# [DATA LINES]
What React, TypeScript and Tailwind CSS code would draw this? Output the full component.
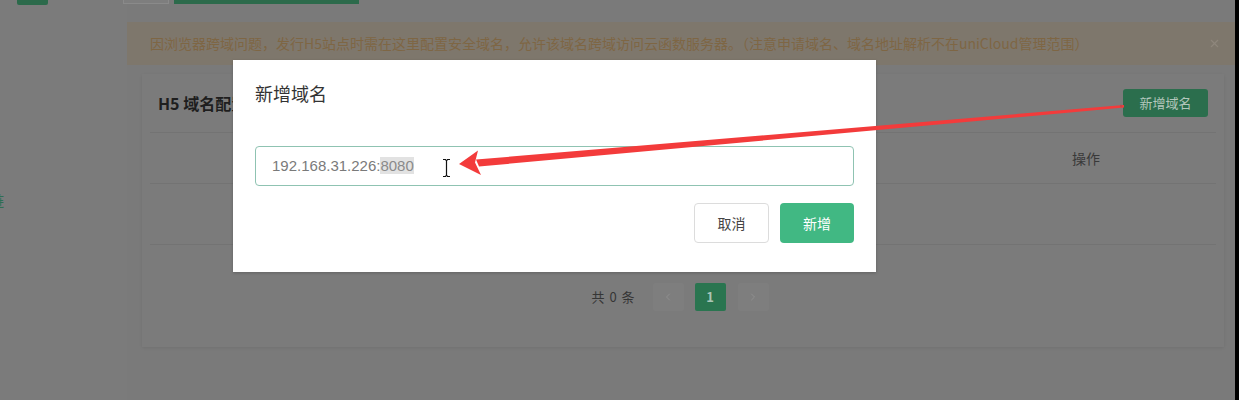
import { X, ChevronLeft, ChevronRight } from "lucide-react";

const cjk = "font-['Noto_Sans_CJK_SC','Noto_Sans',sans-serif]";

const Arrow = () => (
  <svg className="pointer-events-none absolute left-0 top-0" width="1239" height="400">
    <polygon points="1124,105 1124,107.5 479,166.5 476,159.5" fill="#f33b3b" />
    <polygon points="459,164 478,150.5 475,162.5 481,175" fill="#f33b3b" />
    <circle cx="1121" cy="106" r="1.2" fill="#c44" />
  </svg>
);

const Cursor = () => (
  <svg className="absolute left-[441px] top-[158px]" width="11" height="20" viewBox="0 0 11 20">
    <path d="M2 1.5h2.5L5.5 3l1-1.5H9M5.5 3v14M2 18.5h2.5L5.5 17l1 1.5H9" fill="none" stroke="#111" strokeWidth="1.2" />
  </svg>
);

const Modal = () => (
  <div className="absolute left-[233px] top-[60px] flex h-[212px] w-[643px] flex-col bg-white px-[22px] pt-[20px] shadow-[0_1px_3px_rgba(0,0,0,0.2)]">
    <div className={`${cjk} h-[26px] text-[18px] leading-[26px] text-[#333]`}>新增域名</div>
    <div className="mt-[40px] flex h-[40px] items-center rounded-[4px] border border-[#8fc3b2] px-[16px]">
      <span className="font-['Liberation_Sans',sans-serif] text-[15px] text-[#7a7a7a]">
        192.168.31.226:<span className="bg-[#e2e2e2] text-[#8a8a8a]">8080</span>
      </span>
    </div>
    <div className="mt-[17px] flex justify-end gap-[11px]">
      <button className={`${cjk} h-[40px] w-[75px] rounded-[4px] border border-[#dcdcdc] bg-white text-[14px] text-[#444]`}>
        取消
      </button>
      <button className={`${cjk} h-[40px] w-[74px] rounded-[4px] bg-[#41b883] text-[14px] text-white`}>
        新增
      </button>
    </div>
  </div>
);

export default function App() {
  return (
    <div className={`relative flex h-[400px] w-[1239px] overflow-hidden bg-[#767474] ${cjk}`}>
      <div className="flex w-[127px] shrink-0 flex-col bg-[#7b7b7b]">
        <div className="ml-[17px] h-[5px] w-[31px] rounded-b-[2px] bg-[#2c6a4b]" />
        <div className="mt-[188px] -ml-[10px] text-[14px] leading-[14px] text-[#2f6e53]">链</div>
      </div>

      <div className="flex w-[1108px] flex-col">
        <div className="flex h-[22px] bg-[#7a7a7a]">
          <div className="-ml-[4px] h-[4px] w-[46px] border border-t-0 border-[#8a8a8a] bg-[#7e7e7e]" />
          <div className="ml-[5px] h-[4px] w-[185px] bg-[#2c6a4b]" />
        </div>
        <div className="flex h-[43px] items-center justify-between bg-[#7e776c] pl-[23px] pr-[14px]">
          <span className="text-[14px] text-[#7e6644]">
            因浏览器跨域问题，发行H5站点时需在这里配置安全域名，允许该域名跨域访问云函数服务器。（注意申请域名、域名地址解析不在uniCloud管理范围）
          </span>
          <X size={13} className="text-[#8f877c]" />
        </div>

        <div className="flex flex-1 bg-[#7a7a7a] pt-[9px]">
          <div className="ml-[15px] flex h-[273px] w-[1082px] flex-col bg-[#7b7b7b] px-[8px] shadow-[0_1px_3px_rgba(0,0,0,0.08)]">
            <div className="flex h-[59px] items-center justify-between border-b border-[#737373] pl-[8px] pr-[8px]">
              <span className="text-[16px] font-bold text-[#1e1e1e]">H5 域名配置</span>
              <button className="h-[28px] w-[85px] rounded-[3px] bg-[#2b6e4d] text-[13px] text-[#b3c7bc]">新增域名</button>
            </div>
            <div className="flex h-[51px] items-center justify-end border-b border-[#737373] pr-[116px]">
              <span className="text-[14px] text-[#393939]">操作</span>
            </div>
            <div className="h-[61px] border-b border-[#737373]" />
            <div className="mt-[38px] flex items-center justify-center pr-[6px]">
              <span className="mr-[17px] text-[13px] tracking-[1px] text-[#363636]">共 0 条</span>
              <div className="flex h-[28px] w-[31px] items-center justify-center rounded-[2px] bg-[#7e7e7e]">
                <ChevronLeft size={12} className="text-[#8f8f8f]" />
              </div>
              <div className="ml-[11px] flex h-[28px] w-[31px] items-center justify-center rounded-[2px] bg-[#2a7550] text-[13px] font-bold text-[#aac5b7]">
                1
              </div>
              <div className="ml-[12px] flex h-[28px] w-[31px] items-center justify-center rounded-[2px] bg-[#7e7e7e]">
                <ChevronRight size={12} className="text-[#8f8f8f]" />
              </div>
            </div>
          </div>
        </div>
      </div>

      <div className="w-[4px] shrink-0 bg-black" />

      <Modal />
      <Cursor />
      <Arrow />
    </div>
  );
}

# [SHORT TASK]
Would you set down the listing exactly, omitting pictures?

# [FINAL ANSWER]
What React, TypeScript and Tailwind CSS code would draw this? Output the full component.
import { X, ChevronLeft, ChevronRight } from "lucide-react";

const cjk = "font-['Noto_Sans_CJK_SC','Noto_Sans',sans-serif]";

const Arrow = () => (
  <svg className="pointer-events-none absolute left-0 top-0" width="1239" height="400">
    <polygon points="1124,105 1124,107.5 479,166.5 476,159.5" fill="#f33b3b" />
    <polygon points="459,164 478,150.5 475,162.5 481,175" fill="#f33b3b" />
    <circle cx="1121" cy="106" r="1.2" fill="#c44" />
  </svg>
);

const Cursor = () => (
  <svg className="absolute left-[441px] top-[158px]" width="11" height="20" viewBox="0 0 11 20">
    <path d="M2 1.5h2.5L5.5 3l1-1.5H9M5.5 3v14M2 18.5h2.5L5.5 17l1 1.5H9" fill="none" stroke="#111" strokeWidth="1.2" />
  </svg>
);

const Modal = () => (
  <div className="absolute left-[233px] top-[60px] flex h-[212px] w-[643px] flex-col bg-white px-[22px] pt-[20px] shadow-[0_1px_3px_rgba(0,0,0,0.2)]">
    <div className={`${cjk} h-[26px] text-[18px] leading-[26px] text-[#333]`}>新增域名</div>
    <div className="mt-[40px] flex h-[40px] items-center rounded-[4px] border border-[#8fc3b2] px-[16px]">
      <span className="font-['Liberation_Sans',sans-serif] text-[15px] text-[#7a7a7a]">
        192.168.31.226:<span className="bg-[#e2e2e2] text-[#8a8a8a]">8080</span>
      </span>
    </div>
    <div className="mt-[17px] flex justify-end gap-[11px]">
      <button className={`${cjk} h-[40px] w-[75px] rounded-[4px] border border-[#dcdcdc] bg-white text-[14px] text-[#444]`}>
        取消
      </button>
      <button className={`${cjk} h-[40px] w-[74px] rounded-[4px] bg-[#41b883] text-[14px] text-white`}>
        新增
      </button>
    </div>
  </div>
);

export default function App() {
  return (
    <div className={`relative flex h-[400px] w-[1239px] overflow-hidden bg-[#767474] ${cjk}`}>
      <div className="flex w-[127px] shrink-0 flex-col bg-[#7b7b7b]">
        <div className="ml-[17px] h-[5px] w-[31px] rounded-b-[2px] bg-[#2c6a4b]" />
        <div className="mt-[188px] -ml-[10px] text-[14px] leading-[14px] text-[#2f6e53]">链</div>
      </div>

      <div className="flex w-[1108px] flex-col">
        <div className="flex h-[22px] bg-[#7a7a7a]">
          <div className="-ml-[4px] h-[4px] w-[46px] border border-t-0 border-[#8a8a8a] bg-[#7e7e7e]" />
          <div className="ml-[5px] h-[4px] w-[185px] bg-[#2c6a4b]" />
        </div>
        <div className="flex h-[43px] items-center justify-between bg-[#7e776c] pl-[23px] pr-[14px]">
          <span className="text-[14px] text-[#7e6644]">
            因浏览器跨域问题，发行H5站点时需在这里配置安全域名，允许该域名跨域访问云函数服务器。（注意申请域名、域名地址解析不在uniCloud管理范围）
          </span>
          <X size={13} className="text-[#8f877c]" />
        </div>

        <div className="flex flex-1 bg-[#7a7a7a] pt-[9px]">
          <div className="ml-[15px] flex h-[273px] w-[1082px] flex-col bg-[#7b7b7b] px-[8px] shadow-[0_1px_3px_rgba(0,0,0,0.08)]">
            <div className="flex h-[59px] items-center justify-between border-b border-[#737373] pl-[8px] pr-[8px]">
              <span className="text-[16px] font-bold text-[#1e1e1e]">H5 域名配置</span>
              <button className="h-[28px] w-[85px] rounded-[3px] bg-[#2b6e4d] text-[13px] text-[#b3c7bc]">新增域名</button>
            </div>
            <div className="flex h-[51px] items-center justify-end border-b border-[#737373] pr-[116px]">
              <span className="text-[14px] text-[#393939]">操作</span>
            </div>
            <div className="h-[61px] border-b border-[#737373]" />
            <div className="mt-[38px] flex items-center justify-center pr-[6px]">
              <span className="mr-[17px] text-[13px] tracking-[1px] text-[#363636]">共 0 条</span>
              <div className="flex h-[28px] w-[31px] items-center justify-center rounded-[2px] bg-[#7e7e7e]">
                <ChevronLeft size={12} className="text-[#8f8f8f]" />
              </div>
              <div className="ml-[11px] flex h-[28px] w-[31px] items-center justify-center rounded-[2px] bg-[#2a7550] text-[13px] font-bold text-[#aac5b7]">
                1
              </div>
              <div className="ml-[12px] flex h-[28px] w-[31px] items-center justify-center rounded-[2px] bg-[#7e7e7e]">
                <ChevronRight size={12} className="text-[#8f8f8f]" />
              </div>
            </div>
          </div>
        </div>
      </div>

      <div className="w-[4px] shrink-0 bg-black" />

      <Modal />
      <Cursor />
      <Arrow />
    </div>
  );
}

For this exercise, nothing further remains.